Deploy your Ruby application on GKE using Deployments. Use a GKE Ingress controller (like GCE Ingress or Nginx Ingress) to expose your application. Configure health checks on the Ingress to ensure traffic is only sent to healthy application pods. This is crucial for the application tier’s availability.

Monitoring and Automated Recovery

Automated failover is only as good as the monitoring that triggers it. GCP’s Cloud Monitoring and Logging are essential here.

Elasticsearch Cluster Health Monitoring

Use the Elasticsearch APIs to monitor cluster health, node status, and disk usage. Integrate these metrics with Cloud Monitoring. Key metrics include:

• Cluster status (green, yellow, red)
• Number of nodes
• Shard allocation status
• Disk usage per node

GKE Pod and Node Health

GKE automatically restarts unhealthy pods. For node failures, GKE can be configured to automatically provision new nodes to replace failed ones, especially if using cluster autoscaling.

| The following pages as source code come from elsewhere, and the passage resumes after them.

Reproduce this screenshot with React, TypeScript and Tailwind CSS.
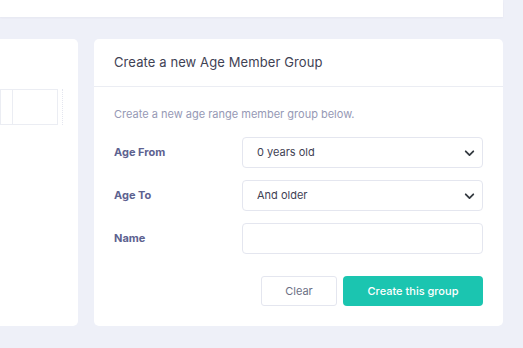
const selects = [
  { label: "Age From", value: "0 years old" },
  { label: "Age To", value: "And older" },
];

function Chevron() {
  return (
    <svg
      viewBox="0 0 16 16"
      className="pointer-events-none absolute right-[8px] top-1/2 h-[11px] w-[11px] -translate-y-1/2"
    >
      <path d="M2.5 5.5 8 11l5.5-5.5" fill="none" stroke="#343a40" strokeWidth="2.6" strokeLinecap="round" strokeLinejoin="round" />
    </svg>
  );
}

export default function App() {
  return (
    <div className="h-[348px] w-[523px] overflow-hidden bg-[#eef0f8] font-['Inter',sans-serif]">
      {/* top card edge */}
      <div className="h-[17px] w-[503px] bg-white shadow-[0_1px_2px_rgba(82,63,105,0.05)]" />

      <div className="mt-[22px] flex gap-[16px]">
        {/* left card */}
        <div className="h-[287px] w-[78px] rounded-r-[5px] bg-white pt-[50px]">
          <div className="flex">
            <div className="flex h-[36px] w-[58px] border border-[#ebedf3]">
              <div className="w-[12px] border-r border-[#ebedf3]" />
              <div className="flex-1" />
            </div>
            <div className="ml-[4px] h-[36px] border-l border-dotted border-[#e4e6ef]" />
          </div>
        </div>

        {/* right card */}
        <div className="flex h-[287px] w-[409px] flex-col rounded-[5px] bg-white">
          <div className="flex h-[48px] items-center border-b border-[#ebedf3] px-[20px]">
            <h3 className="text-[13px] font-normal tracking-[0.1px] text-[#3f4254]">
              Create a new Age Member Group
            </h3>
          </div>
          <div className="px-[20px] pt-[20px]">
            <p className="text-[11px] leading-[14px] text-[#9699b5]">
              Create a new age range member group below.
            </p>

            <div className="mt-[16px] flex flex-col gap-[12px]">
              {selects.map((s) => (
                <div key={s.label} className="flex items-center">
                  <label className="w-[128px] text-[11px] font-bold text-[#5d6290]">{s.label}</label>
                  <div className="relative">
                    <select
                      defaultValue={s.value}
                      className="h-[31px] w-[241px] appearance-none rounded-[4px] border border-[#e4e6ef] bg-white pl-[14px] text-[11px] text-[#3f4254] outline-none"
                    >
                      <option>{s.value}</option>
                    </select>
                    <Chevron />
                  </div>
                </div>
              ))}
              <div className="flex items-center">
                <label className="w-[128px] text-[11px] font-bold text-[#5d6290]">Name</label>
                <input
                  type="text"
                  className="h-[31px] w-[241px] rounded-[4px] border border-[#e4e6ef] bg-white px-[14px] text-[11px] outline-none"
                />
              </div>
            </div>

            <div className="mt-[22px] flex justify-end gap-[6px]">
              <button className="h-[30px] w-[76px] rounded-[3px] border border-[#e4e6ef] bg-white text-[11px] text-[#6c6f85]">
                Clear
              </button>
              <button className="h-[30px] w-[140px] rounded-[4px] bg-[#1bc5b0] text-[11px] font-medium text-white">
                Create this group
              </button>
            </div>
          </div>
        </div>
      </div>
    </div>
  );
}
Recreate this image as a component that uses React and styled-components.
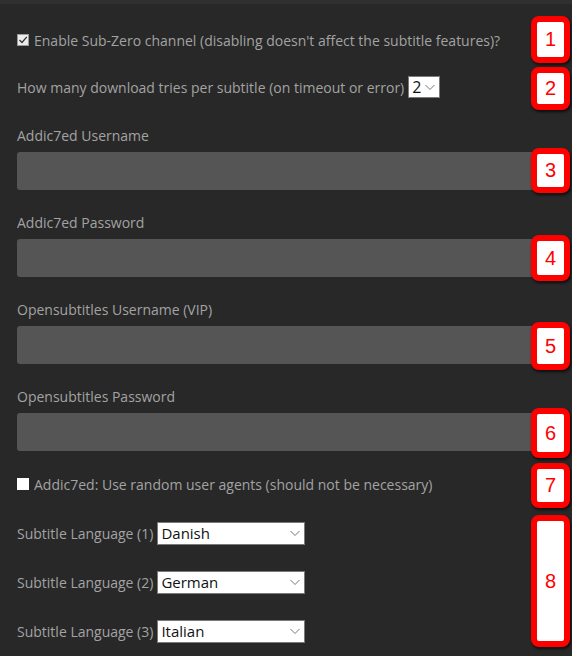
import React from 'react';
import styled, { createGlobalStyle } from 'styled-components';

const GlobalStyle = createGlobalStyle`
  html, body {
    margin: 0;
    padding: 0;
    background: #282828;
  }
  body {
    font-family: "Open Sans", "Noto Sans", sans-serif;
  }
`;

const Page = styled.div`
  position: relative;
  width: 572px;
  height: 656px;
  overflow: hidden;
  background: #282828;
  border-top: 4px solid #303030;
  box-sizing: border-box;
`;

const Form = styled.div`
  display: flex;
  flex-direction: column;
  padding: 26px 12px 0 17px;
  width: 560px;
  box-sizing: border-box;
`;

const CheckRow = styled.label`
  display: flex;
  align-items: center;
  gap: 5px;
  height: 20px;
  color: #a3a3a3;
  font-size: 14px;
  margin-top: ${(p) => p.$top || 0}px;
`;

const Box = styled.span`
  width: 12px;
  height: 12px;
  box-sizing: border-box;
  background: ${(p) => (p.$checked ? '#ececec' : '#ffffff')};
  border: 1px solid ${(p) => (p.$checked ? '#9a9a9a' : '#ffffff')};
  display: flex;
  align-items: center;
  justify-content: center;
`;

const InlineRow = styled.div`
  display: flex;
  align-items: center;
  gap: 4px;
  height: 24px;
  color: #a3a3a3;
  font-size: 14px;
  margin-top: ${(p) => p.$top || 0}px;
`;

const Label = styled.div`
  color: #a3a3a3;
  font-size: 14px;
  line-height: 20px;
  margin-top: ${(p) => p.$top}px;
`;

const Field = styled.div`
  height: 38px;
  margin-top: 6px;
  background: #555555;
  border-radius: 3px;
`;

const Select = styled.div`
  display: flex;
  align-items: center;
  justify-content: space-between;
  box-sizing: border-box;
  width: ${(p) => p.$w}px;
  height: ${(p) => p.$h}px;
  padding: 0 4px 0 3px;
  background: #ffffff;
  border: 1px solid #7a7a7a;
  color: #111;
  font-size: ${(p) => p.$fs}px;
`;

const Badge = styled.div`
  position: absolute;
  left: 531px;
  width: 39px;
  box-sizing: border-box;
  border: 6px solid #ff0000;
  border-radius: 8px;
  background: #ffffff;
  box-shadow: 1px 2px 3px rgba(0, 0, 0, 0.7);
  display: flex;
  align-items: center;
  justify-content: center;
  color: #ff0000;
  font-family: "Liberation Sans", Arial, sans-serif;
  font-size: 20px;
`;

const Chevron = () => (
  <svg width="10" height="7" viewBox="0 0 10 7">
    <path d="M0.5 1 L5 5.5 L9.5 1" fill="none" stroke="#777" strokeWidth="1" />
  </svg>
);

const Check = () => (
  <svg width="10" height="10" viewBox="0 0 10 10">
    <path d="M1.5 5 L4 7.5 L8.8 1.8" fill="none" stroke="#333" strokeWidth="1.3" />
  </svg>
);

const badges = [
  { n: 1, top: 12, h: 47 },
  { n: 2, top: 63, h: 43 },
  { n: 3, top: 144, h: 45 },
  { n: 4, top: 231, h: 46 },
  { n: 5, top: 318, h: 48 },
  { n: 6, top: 404, h: 50 },
  { n: 7, top: 459, h: 45 },
  { n: 8, top: 511, h: 132 },
];

const fields = [
  'Addic7ed Username',
  'Addic7ed Password',
  'Opensubtitles Username (VIP)',
  'Opensubtitles Password',
];

const languages = ['Danish', 'German', 'Italian'];

export default function App() {
  return (
    <>
      <GlobalStyle />
      <Page>
        <Form>
          <CheckRow>
            <Box $checked><Check /></Box>
            Enable Sub-Zero channel (disabling doesn't affect the subtitle features)?
          </CheckRow>
          <InlineRow $top={25}>
            How many download tries per subtitle (on timeout or error)
            <Select $w={32} $h={22} $fs={16}>
              2 <Chevron />
            </Select>
          </InlineRow>
          {fields.map((f, i) => (
            <React.Fragment key={f}>
              <Label $top={i === 0 ? 27 : 23}>{f}</Label>
              <Field />
            </React.Fragment>
          ))}
          <CheckRow $top={23}>
            <Box />
            Addic7ed: Use random user agents (should not be necessary)
          </CheckRow>
          {languages.map((l, i) => (
            <InlineRow key={l} $top={i === 0 ? 27 : 25}>
              Subtitle Language ({i + 1})
              <Select $w={148} $h={23} $fs={15}>
                {l} <Chevron />
              </Select>
            </InlineRow>
          ))}
        </Form>
        {badges.map((b) => (
          <Badge key={b.n} style={{ top: b.top, height: b.h }}>
            {b.n}
          </Badge>
        ))}
      </Page>
    </>
  );
}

Custom Alerting and Remediation

Set up Cloud Monitoring alerts for critical Elasticsearch metrics (e.g., cluster status red, high disk usage, nodes becoming unresponsive). These alerts can trigger:

• Notifications to your operations team.
• Cloud Functions or Cloud Run jobs to perform automated remediation steps (e.g., restarting specific pods, rebalancing shards if manual intervention is required).

Example Cloud Monitoring Alert Configuration (Conceptual)

You would configure a metric-based alert in Cloud Monitoring. For instance, an alert for `elasticsearch.cluster.status` with a value of `red` for more than 5 minutes.

Application Health Checks

Ensure your Ruby application pods expose a `/health` endpoint that checks its connection to Elasticsearch and its own internal state. GKE Ingress and Kubernetes Liveness/Readiness probes will use this to manage traffic to healthy application instances.

Ruby Application Health Check Endpoint (Rails Example)

# config/routes.rb
get '/health', to: 'health#show'

# app/controllers/health_controller.rb
class HealthController < ApplicationController
  def show
    # Check Elasticsearch connection
    begin
      # Assuming 'client' is your configured Elasticsearch::Client instance
      if client.ping
        render json: { status: 'ok', elasticsearch: 'connected' }, status: :ok
      else
        render json: { status: 'error', elasticsearch: 'disconnected' }, status: :service_unavailable
      end
    rescue Elasticsearch::Transport::Transport::Errors::ServiceUnavailable
      render json: { status: 'error', elasticsearch: 'unavailable' }, status: :service_unavailable
    rescue StandardError
      render json: { status: 'error', elasticsearch: 'error' }, status: :internal_server_error
    end
  end

  private

  # Lazy initialize Elasticsearch client
  def client
    @client ||= Elasticsearch::Client.new(
      hosts: ['http://elasticsearch-service.elasticsearch.svc.cluster.local:9200'],
      retry_on_failure: 0, # Let Kubernetes/Ingress handle retries for now
      transport_options: {
        request: { timeout: 10 } # Shorter timeout for health check
      }
    )
  end
end

Advanced Considerations: Multi-Region Failover

For true disaster recovery across regions, the architecture becomes significantly more complex. It typically involves:

• Cross-Region Replication (CRR) for Elasticsearch: Using tools like Logstash or custom solutions to replicate data to an Elasticsearch cluster in a different region.
• Global Load Balancing: Services like Cloud Load Balancing with global forwarding rules and backend services that can direct traffic to the closest or healthiest region.
• Application-Level Routing: The application must be able to discover and connect to the active Elasticsearch cluster in the failover region.
• Data Synchronization Challenges: Ensuring data consistency between regions during normal operation and during failover is a major hurdle.

For most use cases, a well-architected single-region, multi-zone deployment with automated failover provides a very high level of availability and is a more achievable goal for robust disaster recovery.